======== Dataset section

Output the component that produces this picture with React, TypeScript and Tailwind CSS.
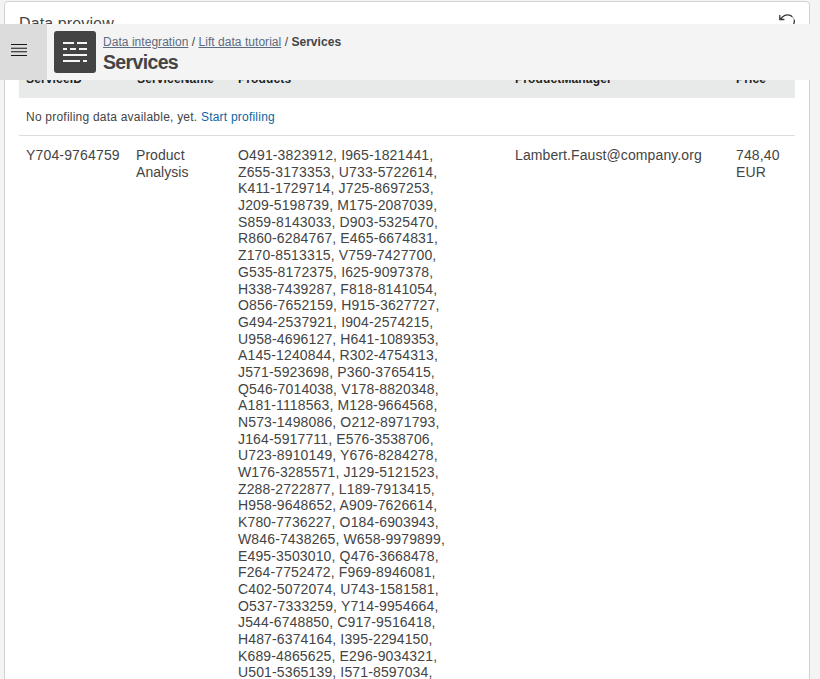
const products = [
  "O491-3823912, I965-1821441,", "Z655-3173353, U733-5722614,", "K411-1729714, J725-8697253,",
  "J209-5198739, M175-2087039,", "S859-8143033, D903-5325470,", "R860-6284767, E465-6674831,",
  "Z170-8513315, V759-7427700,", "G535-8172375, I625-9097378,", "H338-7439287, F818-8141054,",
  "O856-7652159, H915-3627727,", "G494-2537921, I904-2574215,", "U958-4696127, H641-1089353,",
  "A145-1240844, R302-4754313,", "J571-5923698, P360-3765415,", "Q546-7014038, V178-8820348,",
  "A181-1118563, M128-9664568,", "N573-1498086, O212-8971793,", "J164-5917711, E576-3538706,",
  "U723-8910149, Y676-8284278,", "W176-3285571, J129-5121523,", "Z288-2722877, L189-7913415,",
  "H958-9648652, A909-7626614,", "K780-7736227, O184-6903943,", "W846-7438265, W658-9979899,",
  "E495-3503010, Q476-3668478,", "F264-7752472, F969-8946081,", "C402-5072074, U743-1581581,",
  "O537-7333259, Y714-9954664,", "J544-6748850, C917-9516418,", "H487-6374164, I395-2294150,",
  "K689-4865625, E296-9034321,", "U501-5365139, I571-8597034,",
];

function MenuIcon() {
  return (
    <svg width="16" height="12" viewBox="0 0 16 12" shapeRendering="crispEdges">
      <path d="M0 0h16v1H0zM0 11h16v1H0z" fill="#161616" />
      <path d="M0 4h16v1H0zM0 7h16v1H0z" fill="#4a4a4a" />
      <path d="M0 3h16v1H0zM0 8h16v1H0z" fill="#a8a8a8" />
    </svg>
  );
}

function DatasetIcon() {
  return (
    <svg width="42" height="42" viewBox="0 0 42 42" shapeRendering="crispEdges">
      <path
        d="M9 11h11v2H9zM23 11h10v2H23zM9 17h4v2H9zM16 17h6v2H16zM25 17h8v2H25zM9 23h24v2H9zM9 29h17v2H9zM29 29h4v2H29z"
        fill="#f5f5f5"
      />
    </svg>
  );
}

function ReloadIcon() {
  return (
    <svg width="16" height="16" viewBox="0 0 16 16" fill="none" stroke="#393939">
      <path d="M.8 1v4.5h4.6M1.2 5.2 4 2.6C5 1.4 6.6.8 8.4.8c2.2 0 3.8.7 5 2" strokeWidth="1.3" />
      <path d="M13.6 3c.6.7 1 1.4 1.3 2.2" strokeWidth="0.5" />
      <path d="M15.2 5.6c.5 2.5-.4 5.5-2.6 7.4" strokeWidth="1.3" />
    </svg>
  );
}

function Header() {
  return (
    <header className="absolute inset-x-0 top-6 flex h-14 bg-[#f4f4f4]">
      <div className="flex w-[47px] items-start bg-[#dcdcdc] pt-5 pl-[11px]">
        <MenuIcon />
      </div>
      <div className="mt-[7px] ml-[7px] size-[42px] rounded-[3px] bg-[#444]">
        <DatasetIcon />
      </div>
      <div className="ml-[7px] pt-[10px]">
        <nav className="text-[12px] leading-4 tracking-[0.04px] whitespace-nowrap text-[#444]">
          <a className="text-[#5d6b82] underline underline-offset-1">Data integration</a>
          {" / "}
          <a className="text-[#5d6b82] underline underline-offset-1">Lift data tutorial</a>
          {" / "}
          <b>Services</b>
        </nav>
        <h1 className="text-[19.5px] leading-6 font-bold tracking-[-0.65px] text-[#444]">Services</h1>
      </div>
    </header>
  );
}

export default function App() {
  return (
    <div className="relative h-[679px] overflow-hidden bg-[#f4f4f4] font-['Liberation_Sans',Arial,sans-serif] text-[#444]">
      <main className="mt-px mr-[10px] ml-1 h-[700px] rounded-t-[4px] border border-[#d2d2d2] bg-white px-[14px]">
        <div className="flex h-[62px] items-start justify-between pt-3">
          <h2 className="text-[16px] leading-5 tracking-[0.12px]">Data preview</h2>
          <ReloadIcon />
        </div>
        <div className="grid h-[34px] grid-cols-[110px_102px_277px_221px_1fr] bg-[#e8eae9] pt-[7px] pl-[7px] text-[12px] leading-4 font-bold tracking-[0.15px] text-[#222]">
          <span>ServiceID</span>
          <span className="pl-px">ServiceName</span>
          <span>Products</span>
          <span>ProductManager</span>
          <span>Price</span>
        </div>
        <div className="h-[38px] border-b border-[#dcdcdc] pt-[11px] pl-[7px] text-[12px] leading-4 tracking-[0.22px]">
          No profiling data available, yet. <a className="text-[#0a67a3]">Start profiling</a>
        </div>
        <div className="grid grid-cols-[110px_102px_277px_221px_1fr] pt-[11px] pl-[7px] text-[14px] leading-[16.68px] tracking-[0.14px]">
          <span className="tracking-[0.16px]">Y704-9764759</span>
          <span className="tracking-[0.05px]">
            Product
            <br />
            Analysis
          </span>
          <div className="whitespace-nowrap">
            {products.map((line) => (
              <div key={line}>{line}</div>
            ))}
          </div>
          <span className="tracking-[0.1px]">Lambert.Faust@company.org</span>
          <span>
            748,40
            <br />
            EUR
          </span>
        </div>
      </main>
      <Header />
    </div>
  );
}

================

▶ **What this task involves**: From the material above, reproduce everything verbatim except the pictures.

▶ **Exercise output**:
Output the component that produces this picture with React, TypeScript and Tailwind CSS.
const products = [
  "O491-3823912, I965-1821441,", "Z655-3173353, U733-5722614,", "K411-1729714, J725-8697253,",
  "J209-5198739, M175-2087039,", "S859-8143033, D903-5325470,", "R860-6284767, E465-6674831,",
  "Z170-8513315, V759-7427700,", "G535-8172375, I625-9097378,", "H338-7439287, F818-8141054,",
  "O856-7652159, H915-3627727,", "G494-2537921, I904-2574215,", "U958-4696127, H641-1089353,",
  "A145-1240844, R302-4754313,", "J571-5923698, P360-3765415,", "Q546-7014038, V178-8820348,",
  "A181-1118563, M128-9664568,", "N573-1498086, O212-8971793,", "J164-5917711, E576-3538706,",
  "U723-8910149, Y676-8284278,", "W176-3285571, J129-5121523,", "Z288-2722877, L189-7913415,",
  "H958-9648652, A909-7626614,", "K780-7736227, O184-6903943,", "W846-7438265, W658-9979899,",
  "E495-3503010, Q476-3668478,", "F264-7752472, F969-8946081,", "C402-5072074, U743-1581581,",
  "O537-7333259, Y714-9954664,", "J544-6748850, C917-9516418,", "H487-6374164, I395-2294150,",
  "K689-4865625, E296-9034321,", "U501-5365139, I571-8597034,",
];

function MenuIcon() {
  return (
    <svg width="16" height="12" viewBox="0 0 16 12" shapeRendering="crispEdges">
      <path d="M0 0h16v1H0zM0 11h16v1H0z" fill="#161616" />
      <path d="M0 4h16v1H0zM0 7h16v1H0z" fill="#4a4a4a" />
      <path d="M0 3h16v1H0zM0 8h16v1H0z" fill="#a8a8a8" />
    </svg>
  );
}

function DatasetIcon() {
  return (
    <svg width="42" height="42" viewBox="0 0 42 42" shapeRendering="crispEdges">
      <path
        d="M9 11h11v2H9zM23 11h10v2H23zM9 17h4v2H9zM16 17h6v2H16zM25 17h8v2H25zM9 23h24v2H9zM9 29h17v2H9zM29 29h4v2H29z"
        fill="#f5f5f5"
      />
    </svg>
  );
}

function ReloadIcon() {
  return (
    <svg width="16" height="16" viewBox="0 0 16 16" fill="none" stroke="#393939">
      <path d="M.8 1v4.5h4.6M1.2 5.2 4 2.6C5 1.4 6.6.8 8.4.8c2.2 0 3.8.7 5 2" strokeWidth="1.3" />
      <path d="M13.6 3c.6.7 1 1.4 1.3 2.2" strokeWidth="0.5" />
      <path d="M15.2 5.6c.5 2.5-.4 5.5-2.6 7.4" strokeWidth="1.3" />
    </svg>
  );
}

function Header() {
  return (
    <header className="absolute inset-x-0 top-6 flex h-14 bg-[#f4f4f4]">
      <div className="flex w-[47px] items-start bg-[#dcdcdc] pt-5 pl-[11px]">
        <MenuIcon />
      </div>
      <div className="mt-[7px] ml-[7px] size-[42px] rounded-[3px] bg-[#444]">
        <DatasetIcon />
      </div>
      <div className="ml-[7px] pt-[10px]">
        <nav className="text-[12px] leading-4 tracking-[0.04px] whitespace-nowrap text-[#444]">
          <a className="text-[#5d6b82] underline underline-offset-1">Data integration</a>
          {" / "}
          <a className="text-[#5d6b82] underline underline-offset-1">Lift data tutorial</a>
          {" / "}
          <b>Services</b>
        </nav>
        <h1 className="text-[19.5px] leading-6 font-bold tracking-[-0.65px] text-[#444]">Services</h1>
      </div>
    </header>
  );
}

export default function App() {
  return (
    <div className="relative h-[679px] overflow-hidden bg-[#f4f4f4] font-['Liberation_Sans',Arial,sans-serif] text-[#444]">
      <main className="mt-px mr-[10px] ml-1 h-[700px] rounded-t-[4px] border border-[#d2d2d2] bg-white px-[14px]">
        <div className="flex h-[62px] items-start justify-between pt-3">
          <h2 className="text-[16px] leading-5 tracking-[0.12px]">Data preview</h2>
          <ReloadIcon />
        </div>
        <div className="grid h-[34px] grid-cols-[110px_102px_277px_221px_1fr] bg-[#e8eae9] pt-[7px] pl-[7px] text-[12px] leading-4 font-bold tracking-[0.15px] text-[#222]">
          <span>ServiceID</span>
          <span className="pl-px">ServiceName</span>
          <span>Products</span>
          <span>ProductManager</span>
          <span>Price</span>
        </div>
        <div className="h-[38px] border-b border-[#dcdcdc] pt-[11px] pl-[7px] text-[12px] leading-4 tracking-[0.22px]">
          No profiling data available, yet. <a className="text-[#0a67a3]">Start profiling</a>
        </div>
        <div className="grid grid-cols-[110px_102px_277px_221px_1fr] pt-[11px] pl-[7px] text-[14px] leading-[16.68px] tracking-[0.14px]">
          <span className="tracking-[0.16px]">Y704-9764759</span>
          <span className="tracking-[0.05px]">
            Product
            <br />
            Analysis
          </span>
          <div className="whitespace-nowrap">
            {products.map((line) => (
              <div key={line}>{line}</div>
            ))}
          </div>
          <span className="tracking-[0.1px]">Lambert.Faust@company.org</span>
          <span>
            748,40
            <br />
            EUR
          </span>
        </div>
      </main>
      <Header />
    </div>
  );
}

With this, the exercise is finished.